The parents of Tim McLean, the young man who was brutally attacked and beheaded while travelling on a Greyhound Canada bus in Manitoba this past summer, have decided to take the Canadian government, as well as the prominent coach operator to court. McLean’s parents allege that the coach company and local authorities did not do all that they could to save the victim’s life. This argument may be bolstered by an interview that an eyewitness gave earlier this week about how he urged police officers to shoot the attacker and enter the bus, where the culprit and the victim were as officers weighed how to proceed with the stand-off. According to a Canadian Press (CP) report, Canada’s attorney general, Greyhound and the murder suspect are all individually named in court documents.
McLean’s parents are seeking to ensure that this lawsuit will pressure Greyhound, as well as Canadian authorities into taking more stringent safety precautions on long-distance buses, in order to avoid another similarly grisly atrocity in the future.
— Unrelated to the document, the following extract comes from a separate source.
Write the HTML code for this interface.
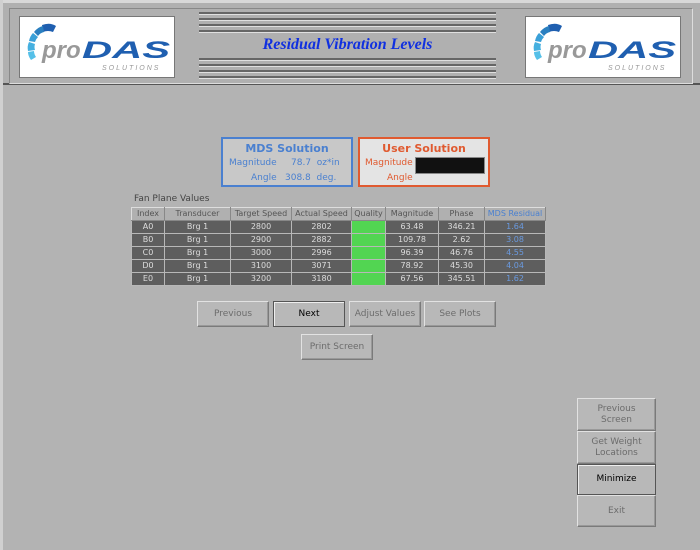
<!DOCTYPE html><html><head><style>
body{margin:0;width:700px;height:550px;background:#b3b3b3;font-family:"DejaVu Sans","Liberation Sans",sans-serif;position:relative;overflow:hidden}
.a{position:absolute}
.hdr{left:0;top:0;width:700px;height:85px;background:#b0b0b0;border-top:3px solid #d8d8d8;box-sizing:border-box;border-bottom:2px solid #555}
.logo{background:#fff;border:1px solid #777;width:154px;height:60px;top:16px}
.ln{left:199px;width:297px;height:2px;background:#666;border-bottom:1px solid #e0e0e0}
.btn{background:#b8b8b8;border:1px solid;border-color:#e2e2e2 #7a7a7a #7a7a7a #e2e2e2;box-shadow:inset -1px -1px 0 #999;font-size:9px;color:#6c6c6c;display:flex;align-items:center;justify-content:center;text-align:center;box-sizing:border-box;line-height:11px}
.dk{border-color:#555 #555 #555 #555;color:#000;box-shadow:inset 1px 1px 0 #eee}
table{border-collapse:collapse;font-size:8px;table-layout:fixed;font-family:"DejaVu Sans","Liberation Sans",sans-serif}
td{height:12px;line-height:12px;padding:0;text-align:center;border:1px solid #b8b8b8;white-space:nowrap;overflow:hidden}
tr.h td{background:#b0b0b0;color:#555;border-color:#ddd #888 #888 #ddd}
tr.r td{background:#5e5e5e;color:#ddd}
td.q{background:#52d552!important}
</style></head><body>
<div class="a hdr"></div>
<div class="a" style="left:0;top:0;width:3px;height:550px;background:#d0d0d0"></div>
<div class="a" style="left:9px;top:8px;width:682px;height:74px;border:1px solid #888;border-right-color:#ddd;border-bottom-color:#ddd"></div>
<div class="a logo" style="left:19px"><svg width="154" height="60"><g><path d="M22 8 q8-3 14 1 l-3 6 q-5-2-10 0z" fill="#1f5fb0"/><path d="M14 15 q4-5 9-6 l1 6 q-4 1-6 4z" fill="#2a7fc0"/><path d="M9 24 q1-5 4-8 l5 4 q-2 2-3 5z" fill="#3aa0d8"/><path d="M8 34 q-1-5 1-9 l6 2 q-1 3 0 6z" fill="#45b0e0"/><path d="M11 43 q-3-4-3-8 l6 -1 q0 3 2 6z" fill="#55c0e8"/></g><text x="22" y="41" font-family="Liberation Sans" font-style="italic" font-size="24" fill="#999" font-weight="bold">pro</text><text x="62" y="41" font-family="Liberation Sans" font-style="italic" font-weight="bold" font-size="24" fill="#1f5fb0" textLength="88" lengthAdjust="spacingAndGlyphs">DAS</text><text x="82" y="53" font-family="Liberation Sans" font-style="italic" font-size="7" fill="#999" letter-spacing="2">SOLUTIONS</text></svg></div>
<div class="a logo" style="left:525px"><svg width="154" height="60"><g><path d="M22 8 q8-3 14 1 l-3 6 q-5-2-10 0z" fill="#1f5fb0"/><path d="M14 15 q4-5 9-6 l1 6 q-4 1-6 4z" fill="#2a7fc0"/><path d="M9 24 q1-5 4-8 l5 4 q-2 2-3 5z" fill="#3aa0d8"/><path d="M8 34 q-1-5 1-9 l6 2 q-1 3 0 6z" fill="#45b0e0"/><path d="M11 43 q-3-4-3-8 l6 -1 q0 3 2 6z" fill="#55c0e8"/></g><text x="22" y="41" font-family="Liberation Sans" font-style="italic" font-size="24" fill="#999" font-weight="bold">pro</text><text x="62" y="41" font-family="Liberation Sans" font-style="italic" font-weight="bold" font-size="24" fill="#1f5fb0" textLength="88" lengthAdjust="spacingAndGlyphs">DAS</text><text x="82" y="53" font-family="Liberation Sans" font-style="italic" font-size="7" fill="#999" letter-spacing="2">SOLUTIONS</text></svg></div>
<div class="a ln" style="top:12px"></div><div class="a ln" style="top:18px"></div><div class="a ln" style="top:24px"></div><div class="a ln" style="top:30px"></div>
<div class="a ln" style="top:58px"></div><div class="a ln" style="top:64px"></div><div class="a ln" style="top:70px"></div><div class="a ln" style="top:76px"></div>
<div class="a" style="left:199px;width:297px;top:36px;text-align:center;font-family:'Liberation Serif',serif;font-style:italic;font-weight:bold;font-size:16px;color:#1030e0">Residual Vibration Levels</div>
<div class="a" style="left:221px;top:137px;width:132px;height:50px;box-sizing:border-box;border:2px solid #4a80d0;background:#c8c8c8;color:#4a80d0;font-size:9px">
<div style="text-align:center;font-size:11px;font-weight:bold;margin-top:3px">MDS Solution</div>
<div style="position:absolute;left:6px;top:19px">Magnitude</div><div style="position:absolute;left:68px;top:19px">78.7 &nbsp;oz*in</div>
<div style="position:absolute;left:28px;top:34px">Angle</div><div style="position:absolute;left:62px;top:34px">308.8 &nbsp;deg.</div></div>
<div class="a" style="left:358px;top:137px;width:132px;height:50px;box-sizing:border-box;border:2px solid #e05a30;background:#e4e4e4;color:#e05a30;font-size:9px">
<div style="text-align:center;font-size:11px;font-weight:bold;margin-top:3px">User Solution</div>
<div style="position:absolute;left:5px;top:19px">Magnitude</div><div style="position:absolute;left:55px;top:18px;width:68px;height:15px;background:#111;border:1px solid #888"></div>
<div style="position:absolute;left:27px;top:34px">Angle</div></div>
<div class="a" style="left:134px;top:194px;font-size:9px;color:#444">Fan Plane Values</div>
<table class="a" style="left:131px;top:207px;width:414px">
<colgroup><col style="width:33px"><col style="width:66px"><col style="width:61px"><col style="width:60px"><col style="width:34px"><col style="width:53px"><col style="width:46px"><col style="width:61px"></colgroup>
<tr class="h"><td>Index</td><td>Transducer</td><td>Target Speed</td><td>Actual Speed</td><td>Quality</td><td>Magnitude</td><td>Phase</td><td style="color:#4a80d0">MDS Residual</td></tr>
<tr class="r"><td>A0</td><td>Brg 1</td><td>2800</td><td>2802</td><td class="q"></td><td>63.48</td><td>346.21</td><td style="color:#6a9ae0">1.64</td></tr>
<tr class="r"><td>B0</td><td>Brg 1</td><td>2900</td><td>2882</td><td class="q"></td><td>109.78</td><td>2.62</td><td style="color:#6a9ae0">3.08</td></tr>
<tr class="r"><td>C0</td><td>Brg 1</td><td>3000</td><td>2996</td><td class="q"></td><td>96.39</td><td>46.76</td><td style="color:#6a9ae0">4.55</td></tr>
<tr class="r"><td>D0</td><td>Brg 1</td><td>3100</td><td>3071</td><td class="q"></td><td>78.92</td><td>45.30</td><td style="color:#6a9ae0">4.04</td></tr>
<tr class="r"><td>E0</td><td>Brg 1</td><td>3200</td><td>3180</td><td class="q"></td><td>67.56</td><td>345.51</td><td style="color:#6a9ae0">1.62</td></tr>
</table>
<div class="a btn" style="left:197px;top:301px;width:72px;height:26px">Previous</div>
<div class="a btn dk" style="left:273px;top:301px;width:72px;height:26px">Next</div>
<div class="a btn" style="left:349px;top:301px;width:72px;height:26px">Adjust Values</div>
<div class="a btn" style="left:424px;top:301px;width:72px;height:26px">See Plots</div>
<div class="a btn" style="left:301px;top:334px;width:72px;height:26px">Print Screen</div>
<div class="a btn" style="left:577px;top:398px;width:79px;height:33px">Previous<br>Screen</div>
<div class="a btn" style="left:577px;top:431px;width:79px;height:33px">Get Weight<br>Locations</div>
<div class="a btn dk" style="left:577px;top:464px;width:79px;height:31px">Minimize</div>
<div class="a btn" style="left:577px;top:495px;width:79px;height:32px">Exit</div>
</body></html>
Twenty-two year old Tim McLean was killed on July 30th, 2008 on a Greyhound bus in rural Manitoba, when the passenger sitting next to him started to stab him repeatedly and then proceeded to behead him with a butcher’s knife. Vince Weiguang Li stands accused of committing this horrendous crime and McLean’s family are seeking $150,000 in compensation from both Li, as well as Greyhound and public authorities.